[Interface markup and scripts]
===
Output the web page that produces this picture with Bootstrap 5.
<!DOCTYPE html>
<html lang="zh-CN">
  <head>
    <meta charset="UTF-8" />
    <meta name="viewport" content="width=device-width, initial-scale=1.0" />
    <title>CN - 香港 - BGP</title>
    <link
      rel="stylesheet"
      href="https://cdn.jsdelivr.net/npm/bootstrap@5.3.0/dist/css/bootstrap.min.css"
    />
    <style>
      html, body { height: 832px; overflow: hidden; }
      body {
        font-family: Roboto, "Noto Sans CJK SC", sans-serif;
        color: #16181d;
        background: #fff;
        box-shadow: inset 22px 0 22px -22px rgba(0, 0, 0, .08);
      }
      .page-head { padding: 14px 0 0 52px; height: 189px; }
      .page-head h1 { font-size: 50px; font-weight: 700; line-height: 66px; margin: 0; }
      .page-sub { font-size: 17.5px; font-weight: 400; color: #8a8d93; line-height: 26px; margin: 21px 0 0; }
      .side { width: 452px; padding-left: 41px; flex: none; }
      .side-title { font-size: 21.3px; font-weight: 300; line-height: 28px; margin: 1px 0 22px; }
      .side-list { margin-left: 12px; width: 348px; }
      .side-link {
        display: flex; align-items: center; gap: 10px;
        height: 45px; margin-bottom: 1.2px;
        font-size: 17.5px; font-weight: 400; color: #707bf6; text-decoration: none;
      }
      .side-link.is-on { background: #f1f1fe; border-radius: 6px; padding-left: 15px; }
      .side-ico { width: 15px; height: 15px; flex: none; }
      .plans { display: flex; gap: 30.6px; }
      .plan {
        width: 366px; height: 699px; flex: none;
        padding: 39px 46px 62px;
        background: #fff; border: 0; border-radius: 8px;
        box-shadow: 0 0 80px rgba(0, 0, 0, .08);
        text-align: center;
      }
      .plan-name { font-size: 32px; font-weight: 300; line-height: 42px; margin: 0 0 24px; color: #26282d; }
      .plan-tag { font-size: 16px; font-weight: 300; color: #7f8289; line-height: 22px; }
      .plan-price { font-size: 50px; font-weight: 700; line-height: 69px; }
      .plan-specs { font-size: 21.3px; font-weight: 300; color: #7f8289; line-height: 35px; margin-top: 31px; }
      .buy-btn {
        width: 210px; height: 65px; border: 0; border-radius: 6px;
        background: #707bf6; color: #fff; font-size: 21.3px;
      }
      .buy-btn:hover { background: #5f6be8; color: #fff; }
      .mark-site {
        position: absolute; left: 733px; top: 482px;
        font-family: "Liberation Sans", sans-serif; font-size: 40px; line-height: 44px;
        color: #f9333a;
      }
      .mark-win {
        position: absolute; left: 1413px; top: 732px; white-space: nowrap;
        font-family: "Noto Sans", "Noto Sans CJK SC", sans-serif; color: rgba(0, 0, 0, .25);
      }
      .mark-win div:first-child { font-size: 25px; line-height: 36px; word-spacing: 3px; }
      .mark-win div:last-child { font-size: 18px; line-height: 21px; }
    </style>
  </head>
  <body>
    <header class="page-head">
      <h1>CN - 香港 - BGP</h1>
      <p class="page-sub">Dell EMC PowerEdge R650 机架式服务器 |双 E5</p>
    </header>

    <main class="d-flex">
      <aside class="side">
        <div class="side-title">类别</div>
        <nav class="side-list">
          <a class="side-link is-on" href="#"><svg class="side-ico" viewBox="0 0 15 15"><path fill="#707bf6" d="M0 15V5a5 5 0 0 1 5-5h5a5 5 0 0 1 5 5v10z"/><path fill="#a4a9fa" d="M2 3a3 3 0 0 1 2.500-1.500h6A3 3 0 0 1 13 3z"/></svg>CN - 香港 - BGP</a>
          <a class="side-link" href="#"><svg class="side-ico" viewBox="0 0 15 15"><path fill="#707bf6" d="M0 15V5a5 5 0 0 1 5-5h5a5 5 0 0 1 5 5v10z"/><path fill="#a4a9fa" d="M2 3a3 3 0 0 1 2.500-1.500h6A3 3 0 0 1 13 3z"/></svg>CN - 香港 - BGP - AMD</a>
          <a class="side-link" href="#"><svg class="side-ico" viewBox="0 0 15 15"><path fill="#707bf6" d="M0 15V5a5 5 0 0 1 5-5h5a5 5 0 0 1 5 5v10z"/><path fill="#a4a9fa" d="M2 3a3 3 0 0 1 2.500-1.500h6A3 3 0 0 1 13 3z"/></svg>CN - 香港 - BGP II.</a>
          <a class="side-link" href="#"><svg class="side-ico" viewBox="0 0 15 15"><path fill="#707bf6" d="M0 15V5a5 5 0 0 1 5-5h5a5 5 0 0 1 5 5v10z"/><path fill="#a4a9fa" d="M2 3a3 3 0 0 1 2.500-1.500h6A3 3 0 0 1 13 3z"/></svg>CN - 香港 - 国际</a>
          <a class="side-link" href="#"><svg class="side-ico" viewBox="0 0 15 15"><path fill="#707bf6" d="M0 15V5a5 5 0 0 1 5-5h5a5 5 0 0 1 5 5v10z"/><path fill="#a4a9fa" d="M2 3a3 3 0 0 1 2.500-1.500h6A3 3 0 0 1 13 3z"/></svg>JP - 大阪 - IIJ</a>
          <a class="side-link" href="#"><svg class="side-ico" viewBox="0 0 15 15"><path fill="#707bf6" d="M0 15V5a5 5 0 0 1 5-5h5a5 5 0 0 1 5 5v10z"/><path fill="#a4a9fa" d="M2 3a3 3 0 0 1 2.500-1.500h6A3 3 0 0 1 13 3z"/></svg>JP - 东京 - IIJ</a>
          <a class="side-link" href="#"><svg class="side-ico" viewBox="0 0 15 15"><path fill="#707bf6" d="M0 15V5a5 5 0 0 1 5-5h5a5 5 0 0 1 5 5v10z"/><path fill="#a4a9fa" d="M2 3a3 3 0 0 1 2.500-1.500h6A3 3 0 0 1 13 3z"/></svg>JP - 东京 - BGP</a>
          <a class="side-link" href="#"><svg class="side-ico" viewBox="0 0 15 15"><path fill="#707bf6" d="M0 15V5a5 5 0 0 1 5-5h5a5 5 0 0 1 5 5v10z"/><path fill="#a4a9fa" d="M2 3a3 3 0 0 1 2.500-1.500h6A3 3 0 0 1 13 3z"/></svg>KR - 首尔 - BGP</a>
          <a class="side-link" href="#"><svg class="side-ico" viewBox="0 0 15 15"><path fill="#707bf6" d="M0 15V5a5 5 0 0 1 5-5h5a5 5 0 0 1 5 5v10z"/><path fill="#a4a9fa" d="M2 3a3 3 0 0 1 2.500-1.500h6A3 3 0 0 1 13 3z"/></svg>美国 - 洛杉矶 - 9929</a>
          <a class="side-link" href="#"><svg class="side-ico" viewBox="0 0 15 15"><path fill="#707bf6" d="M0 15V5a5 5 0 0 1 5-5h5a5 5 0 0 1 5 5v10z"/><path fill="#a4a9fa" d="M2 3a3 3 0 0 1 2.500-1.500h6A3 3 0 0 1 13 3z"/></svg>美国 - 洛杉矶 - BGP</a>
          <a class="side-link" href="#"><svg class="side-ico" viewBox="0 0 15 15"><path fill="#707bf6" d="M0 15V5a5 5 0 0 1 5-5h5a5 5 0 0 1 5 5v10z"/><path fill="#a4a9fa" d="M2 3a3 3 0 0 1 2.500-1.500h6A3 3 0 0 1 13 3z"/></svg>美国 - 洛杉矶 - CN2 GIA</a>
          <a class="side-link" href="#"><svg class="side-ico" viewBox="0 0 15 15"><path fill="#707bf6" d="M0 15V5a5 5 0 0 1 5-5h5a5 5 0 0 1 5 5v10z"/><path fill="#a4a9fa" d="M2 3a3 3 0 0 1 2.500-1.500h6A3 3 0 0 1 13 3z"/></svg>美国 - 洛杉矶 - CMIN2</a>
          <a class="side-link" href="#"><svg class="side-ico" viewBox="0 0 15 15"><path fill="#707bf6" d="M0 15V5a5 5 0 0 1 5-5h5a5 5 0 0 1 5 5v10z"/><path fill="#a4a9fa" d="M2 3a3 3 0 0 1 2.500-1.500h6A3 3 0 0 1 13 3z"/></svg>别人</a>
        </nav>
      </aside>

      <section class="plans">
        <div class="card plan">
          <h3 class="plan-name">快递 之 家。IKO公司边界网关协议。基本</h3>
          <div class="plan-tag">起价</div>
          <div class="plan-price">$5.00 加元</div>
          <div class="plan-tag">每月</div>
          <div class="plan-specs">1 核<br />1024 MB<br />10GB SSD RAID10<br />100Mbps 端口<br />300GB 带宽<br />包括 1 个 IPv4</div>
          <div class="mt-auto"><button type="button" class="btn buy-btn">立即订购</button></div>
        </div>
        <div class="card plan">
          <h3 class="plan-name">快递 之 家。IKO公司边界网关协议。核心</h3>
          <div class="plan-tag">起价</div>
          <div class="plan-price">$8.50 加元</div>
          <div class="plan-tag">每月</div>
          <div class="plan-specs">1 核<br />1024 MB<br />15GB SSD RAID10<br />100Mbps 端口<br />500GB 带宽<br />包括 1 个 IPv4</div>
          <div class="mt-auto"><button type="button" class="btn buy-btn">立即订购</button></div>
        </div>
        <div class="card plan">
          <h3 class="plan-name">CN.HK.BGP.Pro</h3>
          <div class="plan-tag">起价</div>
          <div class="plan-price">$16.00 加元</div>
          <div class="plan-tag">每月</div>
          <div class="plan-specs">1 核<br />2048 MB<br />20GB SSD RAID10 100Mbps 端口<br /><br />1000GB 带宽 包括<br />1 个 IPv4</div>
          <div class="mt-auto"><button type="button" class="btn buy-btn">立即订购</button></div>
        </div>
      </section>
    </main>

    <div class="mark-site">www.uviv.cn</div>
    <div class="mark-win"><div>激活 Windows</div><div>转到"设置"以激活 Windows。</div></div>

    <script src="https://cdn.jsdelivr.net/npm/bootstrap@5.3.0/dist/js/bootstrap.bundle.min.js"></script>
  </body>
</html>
===
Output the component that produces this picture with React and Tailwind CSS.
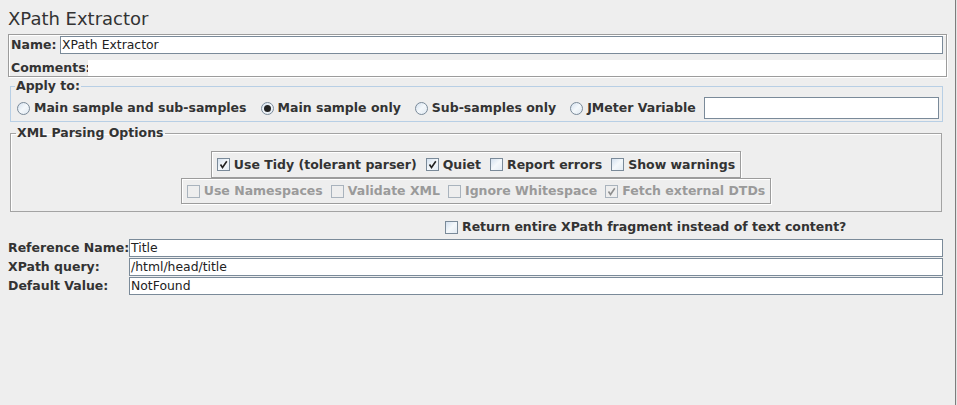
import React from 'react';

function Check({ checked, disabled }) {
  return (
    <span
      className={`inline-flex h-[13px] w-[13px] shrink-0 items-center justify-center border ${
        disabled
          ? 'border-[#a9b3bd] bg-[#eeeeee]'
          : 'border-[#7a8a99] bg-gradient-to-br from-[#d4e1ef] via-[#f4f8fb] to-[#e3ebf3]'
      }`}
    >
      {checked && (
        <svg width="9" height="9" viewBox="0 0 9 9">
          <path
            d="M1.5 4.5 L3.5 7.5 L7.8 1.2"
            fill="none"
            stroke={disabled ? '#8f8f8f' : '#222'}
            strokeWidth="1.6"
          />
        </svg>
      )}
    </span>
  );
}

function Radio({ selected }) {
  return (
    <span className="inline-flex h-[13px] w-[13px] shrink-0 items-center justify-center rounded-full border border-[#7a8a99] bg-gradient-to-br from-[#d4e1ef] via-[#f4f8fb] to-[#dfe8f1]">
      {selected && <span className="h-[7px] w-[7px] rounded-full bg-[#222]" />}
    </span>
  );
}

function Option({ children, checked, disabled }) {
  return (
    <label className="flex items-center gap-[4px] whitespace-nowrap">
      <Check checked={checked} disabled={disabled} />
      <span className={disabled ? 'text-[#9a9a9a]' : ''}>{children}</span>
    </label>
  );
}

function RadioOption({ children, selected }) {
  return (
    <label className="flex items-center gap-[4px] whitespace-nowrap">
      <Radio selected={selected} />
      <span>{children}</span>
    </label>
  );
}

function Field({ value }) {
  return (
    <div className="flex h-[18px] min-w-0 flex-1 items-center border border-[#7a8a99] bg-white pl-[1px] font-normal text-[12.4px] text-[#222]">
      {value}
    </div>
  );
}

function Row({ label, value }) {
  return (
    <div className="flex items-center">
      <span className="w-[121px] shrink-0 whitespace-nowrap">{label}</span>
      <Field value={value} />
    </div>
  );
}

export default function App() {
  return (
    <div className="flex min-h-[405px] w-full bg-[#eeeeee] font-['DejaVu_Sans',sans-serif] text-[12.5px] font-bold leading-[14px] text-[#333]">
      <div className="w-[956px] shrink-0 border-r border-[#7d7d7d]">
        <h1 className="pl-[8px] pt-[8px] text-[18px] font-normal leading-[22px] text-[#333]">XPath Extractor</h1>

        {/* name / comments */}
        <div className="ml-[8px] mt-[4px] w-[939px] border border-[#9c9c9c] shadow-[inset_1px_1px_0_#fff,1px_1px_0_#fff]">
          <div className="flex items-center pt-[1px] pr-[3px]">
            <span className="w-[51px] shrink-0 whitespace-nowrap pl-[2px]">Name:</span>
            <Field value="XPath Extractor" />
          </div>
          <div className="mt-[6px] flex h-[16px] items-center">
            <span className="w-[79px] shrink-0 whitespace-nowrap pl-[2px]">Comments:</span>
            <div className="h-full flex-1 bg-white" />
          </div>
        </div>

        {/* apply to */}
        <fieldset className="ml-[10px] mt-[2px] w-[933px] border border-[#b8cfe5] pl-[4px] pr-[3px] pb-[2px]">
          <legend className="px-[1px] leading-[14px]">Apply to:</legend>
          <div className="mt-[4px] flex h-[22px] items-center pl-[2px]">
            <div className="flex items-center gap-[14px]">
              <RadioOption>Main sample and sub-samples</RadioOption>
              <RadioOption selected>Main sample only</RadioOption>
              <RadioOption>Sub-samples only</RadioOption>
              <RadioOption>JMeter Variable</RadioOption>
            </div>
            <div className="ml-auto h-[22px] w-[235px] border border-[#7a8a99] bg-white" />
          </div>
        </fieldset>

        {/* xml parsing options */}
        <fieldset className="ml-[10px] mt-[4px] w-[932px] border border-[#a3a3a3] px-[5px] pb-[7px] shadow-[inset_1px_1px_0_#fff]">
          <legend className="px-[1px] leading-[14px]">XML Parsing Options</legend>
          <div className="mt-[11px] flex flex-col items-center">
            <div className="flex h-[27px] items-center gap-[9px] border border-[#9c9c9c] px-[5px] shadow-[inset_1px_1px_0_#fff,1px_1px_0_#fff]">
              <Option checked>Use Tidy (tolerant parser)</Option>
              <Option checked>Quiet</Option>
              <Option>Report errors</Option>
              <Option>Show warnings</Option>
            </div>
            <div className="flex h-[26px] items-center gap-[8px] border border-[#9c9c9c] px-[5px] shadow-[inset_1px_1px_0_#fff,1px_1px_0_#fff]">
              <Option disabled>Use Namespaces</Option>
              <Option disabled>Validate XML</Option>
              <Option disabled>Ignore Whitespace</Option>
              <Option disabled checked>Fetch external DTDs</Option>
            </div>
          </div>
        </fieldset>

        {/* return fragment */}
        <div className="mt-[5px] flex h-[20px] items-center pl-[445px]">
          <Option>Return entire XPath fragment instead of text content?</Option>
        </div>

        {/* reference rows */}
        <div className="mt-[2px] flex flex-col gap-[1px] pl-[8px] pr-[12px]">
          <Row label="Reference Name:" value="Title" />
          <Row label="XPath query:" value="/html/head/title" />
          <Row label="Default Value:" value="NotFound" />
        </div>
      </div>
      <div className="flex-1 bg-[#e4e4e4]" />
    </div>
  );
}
===
### Exercise task
Reproduce exactly the section that begins with the line containing "Output the component" and ends with the line containing "import React from 'react';". Both boundary lines belong in the copy, but pictures do not.

### Reply to the task
Output the component that produces this picture with React and Tailwind CSS.
import React from 'react';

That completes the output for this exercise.